Não custa lembrar que tais leis foram feitas justamente para proteger
o mercado do livro impresso, que se vê agora mais intensamente ameaçado
pelo meio eletrônico. Em alguns casos, torna-se até mesmo
necessário reforçar a proteção do meio impresso,
através da ampliação legal do tempo de vigência
de direitos autorais exclusivos, que definem o momento adequado em que
certos textos poderão fazer parte do domínio público.
Diane Krieger calcula que, nos Estados Unidos, com a aprovação
da nova lei de copyright que estendeu a proteção
do livro de 56 para 75 anos após a morte do autor, livros publicados
antes da década de trinta (clássicos do modernismo, por
exemplo) entram no domínio público apenas no momento atual,
quando podem finalmente ser transferidos para o meio eletrônico
(Krieger 1998, 8).
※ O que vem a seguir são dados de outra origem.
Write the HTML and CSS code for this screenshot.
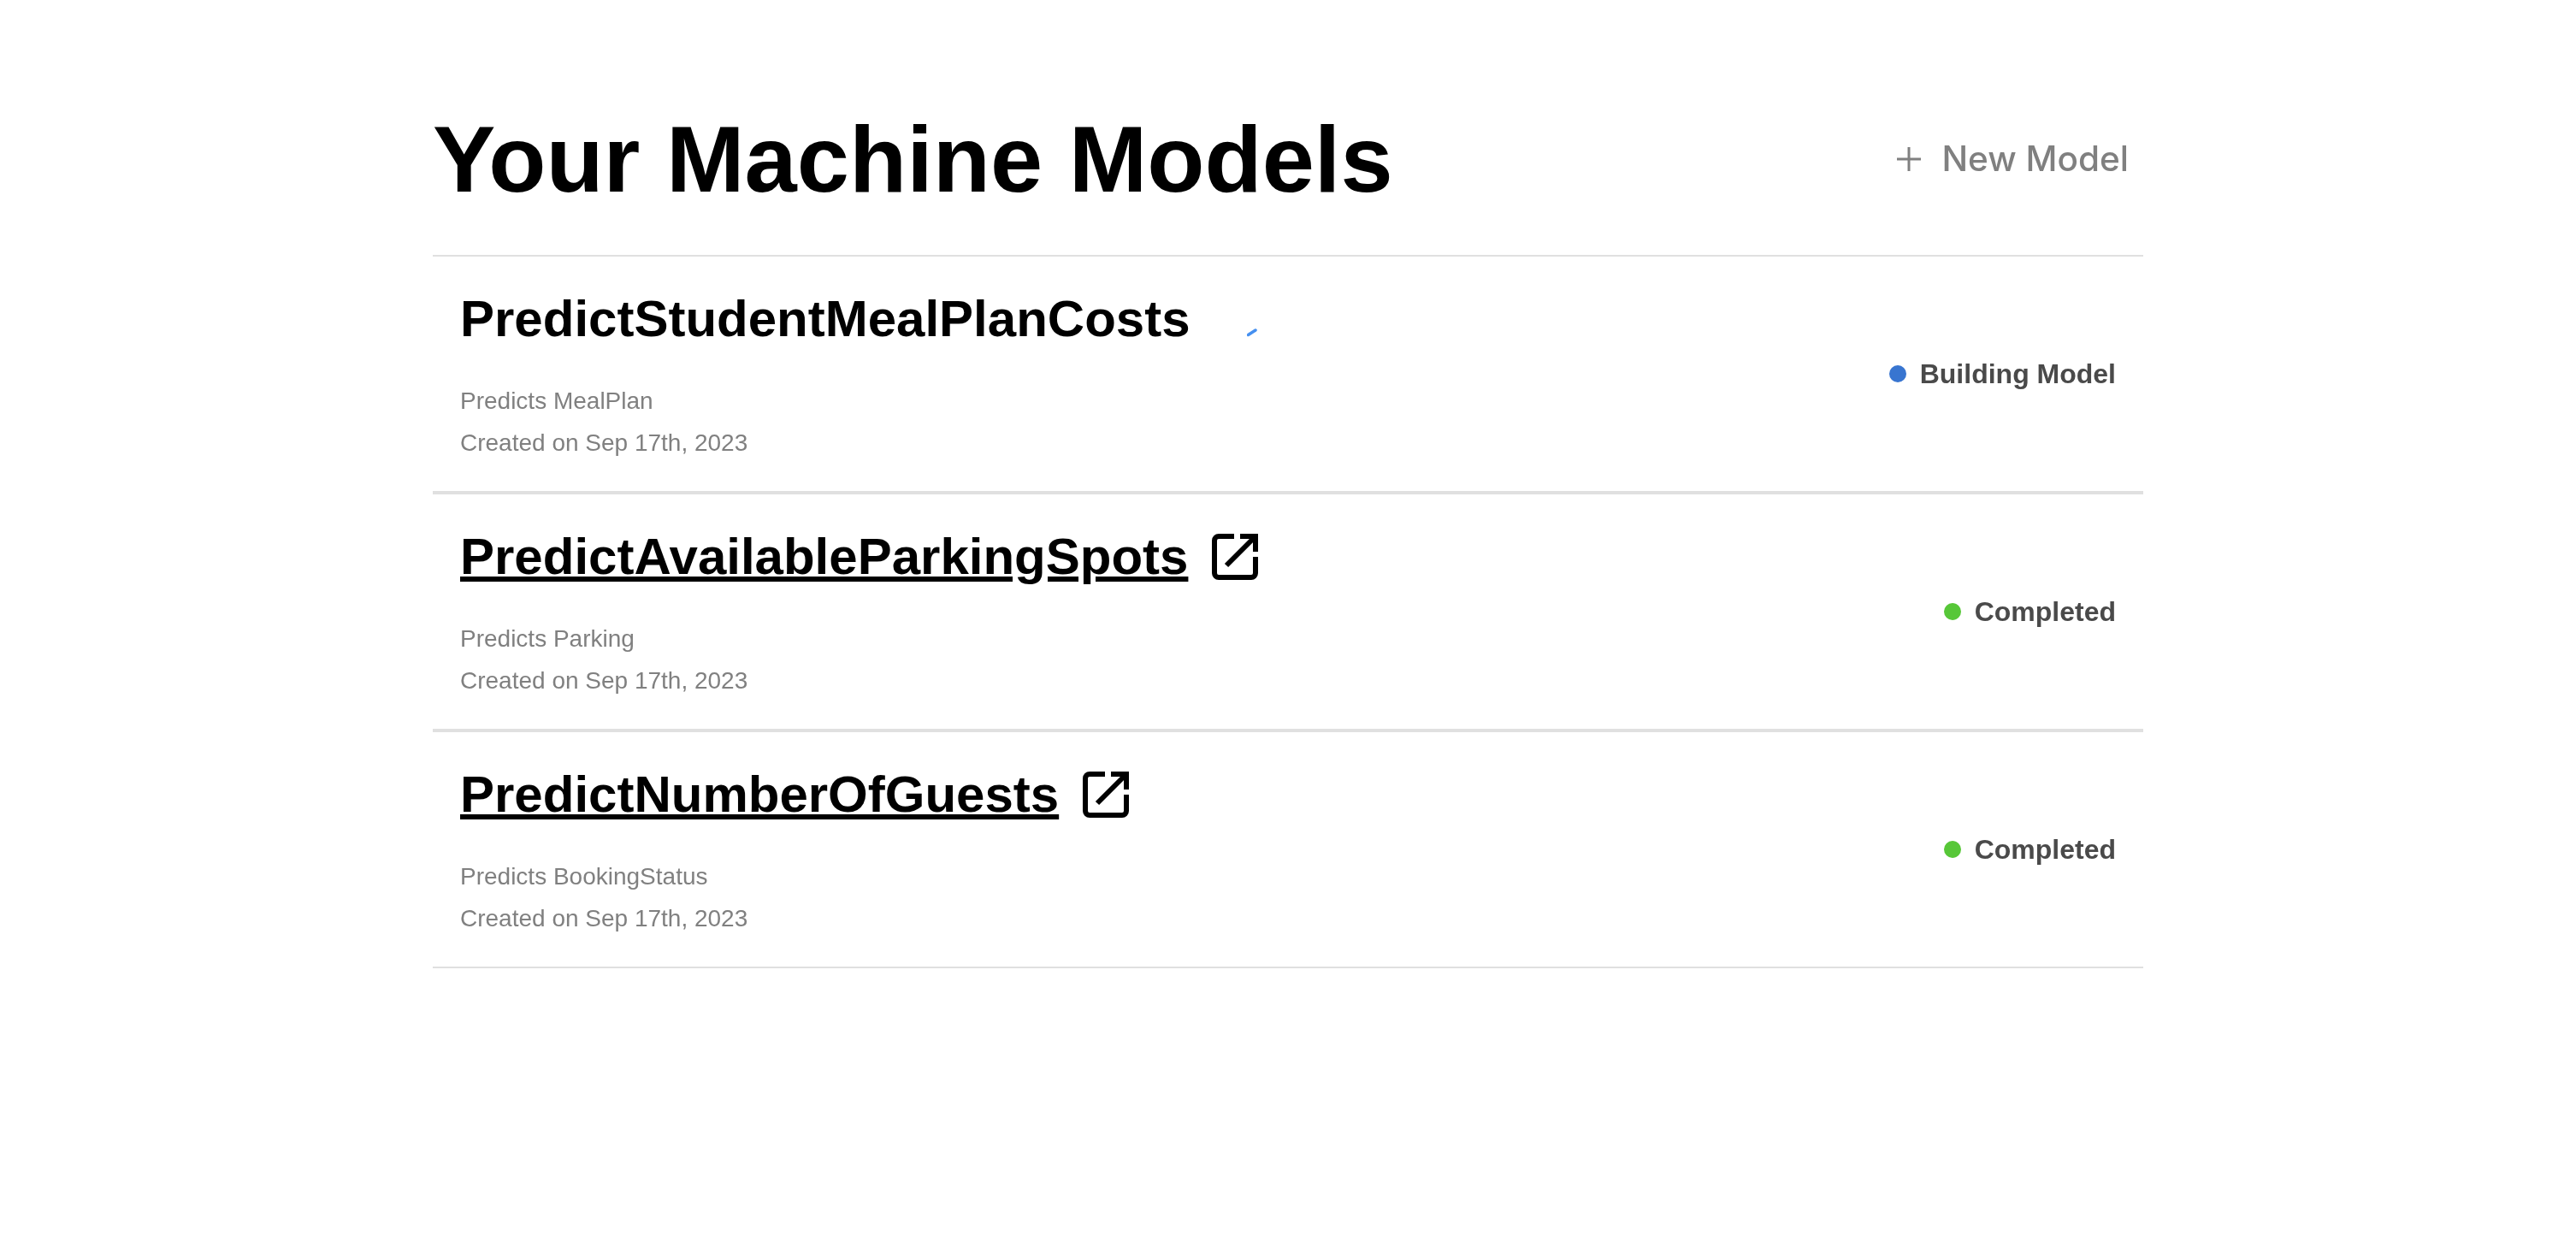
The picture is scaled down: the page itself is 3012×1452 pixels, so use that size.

Muitos desses problemas (a questão do formato
texto, certas questões de copyright, revisão dos
erros gerados por scanners) poderiam evidentemente ser resolvidos
com recursos econômicos, o que encareceria o produto eletrônico
final e, no caso do projeto Gutenberg, comprometeria a proposta idealista
de divulgação de textos a custos baixos. [1]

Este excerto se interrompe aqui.